園田「保護活動の現場を見学して、SNSなどで見ていたのは表面的なことで、その奥に大変な苦労があると知りました。特に、悲しい過去を持つわんちゃんたちが心を開くまで、スタッフさんやボランティアさんの努力はすごいと。また、小さな団体さんは社会からのサポートが少なく、お給料から資金を出している方も多いと聞いて驚きました」

森田「ポジティブな気づきとして、保護されているわんちゃんたちは不幸せかと思っていたのですが、見学させていただいたピースワンコ(ピースワンコ・ジャパン生駒譲渡センター)の子たちは幸せそうでした。また、いろいろ調べてみると、ドイツなど諸外国の整ったシステムに比べて日本は遅れている。法律から変えていく必要性を感じました」

宮田「譲渡会に来ているわんちゃんには『これまで大変だったんだろうな』という大雑把なマイナスイメージを持っていたのですが、実際に参加してみると全然、違いました。それをどうやって伝え、未来に繋げるかを考えていきたいです」

上田「保護犬に対するイメージが変わりました。活動前はあまり活発じゃないイメージだったのですが、とても元気で、ペットショップにいる犬となんら変わらない。それなのに日本ではなぜショップで買う人が多くて保護犬を迎える人が少ないのかと、改めて疑問に思いました」

宮川「保護団体さんの活動を実際に見て、話を聞いて、僕からすればとてもすごいことをされていると思うのですが、批判されることもあると聞いて驚きました。
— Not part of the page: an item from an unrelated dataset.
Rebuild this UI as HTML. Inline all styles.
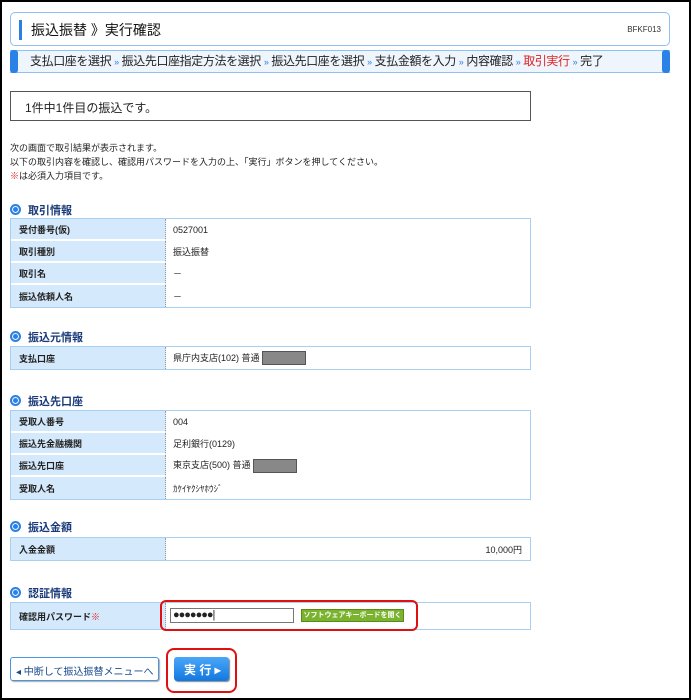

何もしていない人が批判するのか、と。保護活動をしている方たちの努力が認められないのは悔しいとさえ思いました」

 PLACEの取り組みは授業の一環のため、卒業でひと区切りとなりますが、5人は大学進学後も活動を続けたいと話してくれました。NPO法人を作りたい、同世代の若者に伝えることで未来を変えていきたい、日本の法律やシステムについてもっと勉強したい…。

森田「犬の殺処分問題は大きな社会問題の1つ。私たちの活動のように小さいことでも、個人が少しずつやっていけば大きな成果に繋がると思う。そう信じてこれからも頑張っていきたいです」

 5人の目と言葉には強い意志が感じられました。